How to integrate $\int_0^{\infty} \frac{e^{ax} - e^{bx}}{(1 + e^{ax})(1+ e^{bx})}dx$ where $a,b > 0$. This 
$$\
\int_0^{\infty} \frac{e^{ax} - e^{bx}}{(1 + e^{ax})(1+ e^{bx})}dx \text{ where } a,b > 0.
$$
is a problem that showed up on a GRE practice test. I believe you're supposed to use complex contour integration, but I'm not sure which contour to use. I think it's the keyhole contour, but I wasn't able to get anything useful.
 A: You do not need complex integration, just Fubini's theorem:
$$\begin{eqnarray*}I=\int_{0}^{+\infty}\left(\frac{1}{1+e^{bx}}-\frac{1}{1+e^{ax}}\right)\,dx&=&-\int_{0}^{+\infty}\int_{a}^{b}\frac{ x\, e^{xy}}{(1+e^{xy})^2}\,dy\,dx\\&=&-\int_{a}^{b}\int_{0}^{+\infty}\frac{ x\, e^{xy}}{(1+e^{xy})^2}\,dx\,dy\\&=&-\int_{a}^{b}\frac{\log 2}{y^2}\,dy\\&=&\color{red}{\left(\frac{1}{b}-\frac{1}{a}\right)\log 2}.\end{eqnarray*} $$
As a matter of fact, we just need to compute:
$$ \int_{0}^{+\infty}\frac{dx}{1+e^x}=\int_{1}^{+\infty}\frac{dt}{t(1+t)}=\int_{0}^{1}\frac{du}{1+u}=\log 2$$
that is straightforward by setting $x=\log t$, then $t=\frac{1}{u}$.

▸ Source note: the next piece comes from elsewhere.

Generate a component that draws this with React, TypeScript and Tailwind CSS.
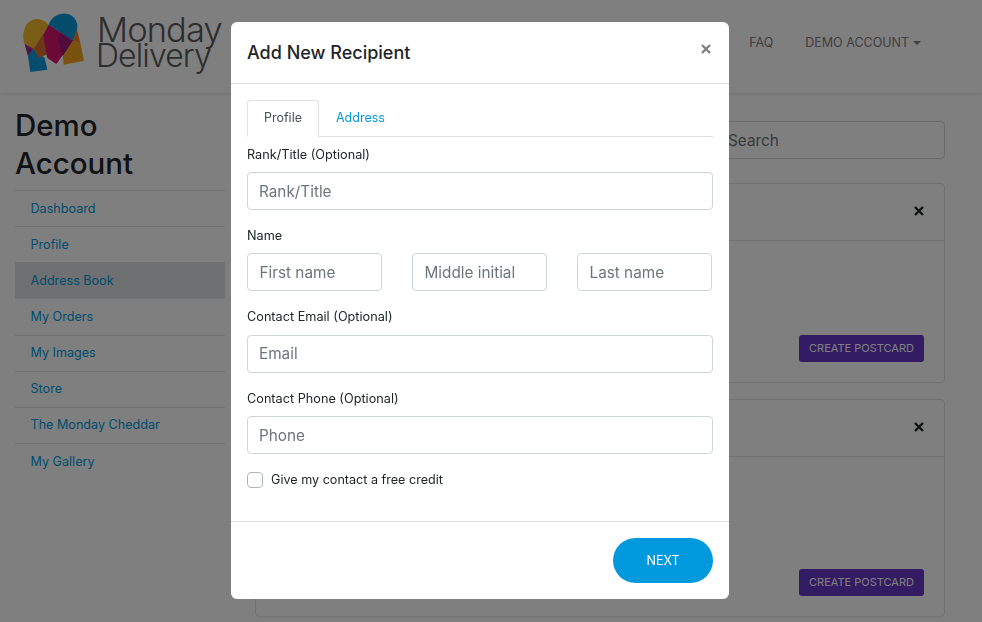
import React from "react";

const font = { fontFamily: '"Inter","Liberation Sans",sans-serif' };

function Logo() {
  return (
    <svg width="72" height="68" viewBox="0 0 216 204" className="shrink-0">
      <path d="M20 108 C8 70 25 35 55 33 C70 33 85 40 92 52 L47 122 L30 142 Z" fill="#f2b92a" />
      <path d="M20 108 L46 122 L30 145 Z" fill="#8c2f90" />
      <path d="M30 145 L46 122 L80 150 L88 185 L37 192 Z" fill="#0a9bdc" />
      <path d="M47 122 L75 78 L90 138 L62 150 Z" fill="#d9702a" />
      <path d="M92 50 C100 25 125 15 145 17 C170 20 182 45 177 65 L165 98 Z" fill="#0699d8" />
      <path d="M92 50 L165 98 L115 168 L88 150 L75 80 Z" fill="#d6156f" />
      <path d="M125 72 L165 98 L135 145 L120 95 Z" fill="#a11a78" />
      <path d="M177 65 L187 105 L165 98 Z" fill="#ee7a22" />
      <path d="M165 98 L187 105 L198 158 L137 170 L135 145 Z" fill="#f2a51e" />
    </svg>
  );
}

function CloseX({ className, color }: { className?: string; color: string }) {
  return (
    <svg width="10" height="10" viewBox="0 0 10 10" className={className}>
      <path d="M1 1 L9 9 M9 1 L1 9" stroke={color} strokeWidth="2.4" fill="none" />
    </svg>
  );
}

function Card({ className }: { className: string }) {
  return (
    <div className={`border border-[#dee2e6] rounded flex flex-col ${className}`}>
      <div className="h-[57px] shrink-0 border-b border-[#dee2e6] flex items-center justify-end pr-5">
        <CloseX color="#212529" className="-mt-[2px]" />
      </div>
      <div className="flex-1 flex items-end justify-end pr-5 pb-5">
        <button className="h-[27px] w-[125px] rounded-[3px] bg-[#6639c6] text-white text-[11px]">CREATE POSTCARD</button>
      </div>
    </div>
  );
}

const Field = ({ label, ph }: { label: string; ph: string }) => (
  <div className="mb-[17px]">
    <div className="text-[12.7px] leading-[19px] -mt-px mb-[8.33px] text-[#212529]">{label}</div>
    <div className="h-[38px] border border-[#ced4da] rounded flex items-center pl-[11px] pt-[2px] text-[15.3px] text-[#6c757d]">{ph}</div>
  </div>
);

const Small = ({ ph }: { ph: string }) => (
  <div className="w-[135px] h-[38px] border border-[#ced4da] rounded flex items-center pl-[11.5px] pt-[2px] text-[15.3px] text-[#6c757d]">{ph}</div>
);

export default function App() {
  const nav = ["Dashboard", "Profile", "Address Book", "My Orders", "My Images", "Store", "The Monday Cheddar", "My Gallery"];
  return (
    <div style={font} className="relative w-[982px] h-[622px] overflow-hidden bg-white">
      <header className="h-[93px] flex justify-between shadow-[0_1px_4px_rgba(0,0,0,0.12)] pl-[18px] pr-[61px]">
        <div className="flex items-start gap-[7px] pt-2">
          <Logo />
          <div className="text-[#5a5a5a] font-light mt-[7px]">
            <div className="text-[34.5px] leading-[27px] h-[27px] tracking-[-0.9px] pt-[1px]">Monday</div>
            <div className="text-[32px] leading-[25px] h-[25px] tracking-[-0.9px] pt-[1px] -ml-px">Delivery</div>
          </div>
        </div>
        <div className="flex items-center gap-8 text-[12.5px] text-[#808080] -mt-[7px]">
          <span>FAQ</span>
          <span className="flex items-center gap-1">DEMO ACCOUNT<span className="w-0 h-0 border-x-[4px] border-x-transparent border-t-[4px] border-t-[#808080]" /></span>
        </div>
      </header>
      <div className="flex pl-[15px] pr-[37px]">
        <aside className="w-[210px] shrink-0 mr-[30px]">
          <h2 className="text-[29.5px] leading-[38px] font-medium text-[#212529] mt-[13px] mb-[8px]">Demo<br />Account</h2>
          <nav>
            {nav.map((n) => (
              <div key={n} className={`h-[36.15px] border-t border-[#dee2e6] flex items-center pl-[15.5px] pt-px text-[12.6px] text-[#0099dd] ${n === "Address Book" ? "bg-[#dde0e3]" : ""}`}>{n}</div>
            ))}
          </nav>
        </aside>
        <main className="flex-1 pt-7">
          <div className="h-[38px] border border-[#ced4da] rounded flex items-center pl-[472px] pt-[2px] text-[15.3px] text-[#6c757d]">Search</div>
          <Card className="mt-[24px] h-[200px]" />
          <Card className="mt-[16px] h-[218px]" />
        </main>
      </div>
      <div className="fixed inset-0 bg-black/50" />
      <div className="absolute left-[231px] top-[22px] w-[498px] h-[577px] bg-white rounded-md flex flex-col text-[#212529]">
        <div className="h-[62px] shrink-0 border-b border-[#dee2e6] flex items-center justify-between pl-4 pr-[18px]">
          <span className="text-[18px] font-medium">Add New Recipient</span>
          <CloseX color="#808080" className="-mt-[7px]" />
        </div>
        <div className="flex-1 px-4 pt-4">
          <div className="flex h-[37px] border-b border-[#dee2e6] text-[12.5px]">
            <div className="w-[72px] h-[37px] border border-[#dee2e6] border-b-white rounded-t flex items-center justify-center text-[#495057]">Profile</div>
            <div className="px-[17px] flex items-center text-[#0099dd]">Address</div>
          </div>
          <div className="mt-[8.67px]"><Field label="Rank/Title (Optional)" ph="Rank/Title" /></div>
          <div className="mb-[17px]">
            <div className="text-[12.7px] leading-[19px] -mt-px mb-[8.33px]">Name</div>
            <div className="flex justify-between pr-px">
              <Small ph="First name" /><Small ph="Middle initial" /><Small ph="Last name" />
            </div>
          </div>
          <Field label="Contact Email (Optional)" ph="Email" />
          <Field label="Contact Phone (Optional)" ph="Phone" />
          <div className="flex items-center gap-2 text-[12.6px]">
            <span className="w-4 h-4 border border-[#adb5bd] rounded" />
            <span>Give my contact a free credit</span>
          </div>
        </div>
        <div className="h-[78px] shrink-0 border-t border-[#dee2e6] flex items-center justify-end pr-4">
          <button className="w-[100px] h-[45px] rounded-full bg-[#0099dd] text-white text-[12.5px] pt-px">NEXT</button>
        </div>
      </div>
    </div>
  );
}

A: A real pedestrian approach would be as follows:
Let us define $J(c):=\int_{0}^{\infty}\frac{1}{1+e^{cx}}=\int_{0}^{\infty}\frac{e^{-cx}}{1+e^{-cx}}$, then we can apply geometric series to obtain
$$
J(c)=\int_{0}^{\infty}\frac{1}{1+e^{cx}}=\sum_{n=0}^{\infty}(-1)^n\int_{0}^{\infty}e^{-(n+1)cx}=\frac1c\sum_{n=0}^{\infty}\frac{(-1)^n}{n+1}
$$
Employing the Taylor series of $\log$ we get
$$
J(c)=\frac{\log(2)}{c}
$$
Now observe that the original integral $I(a,b)$ is given by
$$
I(a,b)=J(a)-J(b)=\log(2)\left(\frac{1}{a}-\frac{1}{b}\right)
$$
in agreement with all other answers
Contour integration is tricky here, maybe i will come up with something tomorrow
A: \begin{align}
\int_0^{\infty} \frac{e^{ax} - e^{bx}}{(1 + e^{ax})(1+ e^{bx})}dx&=\int_{0}^{\infty}\left(\frac{1}{1+e^{bx}}-\frac{1}{1+e^{ax}}\right)dx
\\
&=\int_{0}^{\infty}\left(\frac{e^{-bx}}{1+e^{-bx}}-\frac{e^{-ax}}{1+e^{-ax}}\right)dx
\\
&=-\frac1{b}\int_{0}^{\infty}\frac{1}{1+e^{-bx}}d(e^{-bx})+\frac1{a}\int_{0}^{\infty}\frac{1}{1+e^{-ax}}d(e^{-ax})
\\
&=-\frac1{b}\int_{1}^{0}\frac{1}{1+t}dt+\frac1{a}\int_{1}^{0}\frac{1}{1+t}dt
\\
&=\left(\frac1{b}-\frac1{a}\right)\log{2}
\end{align}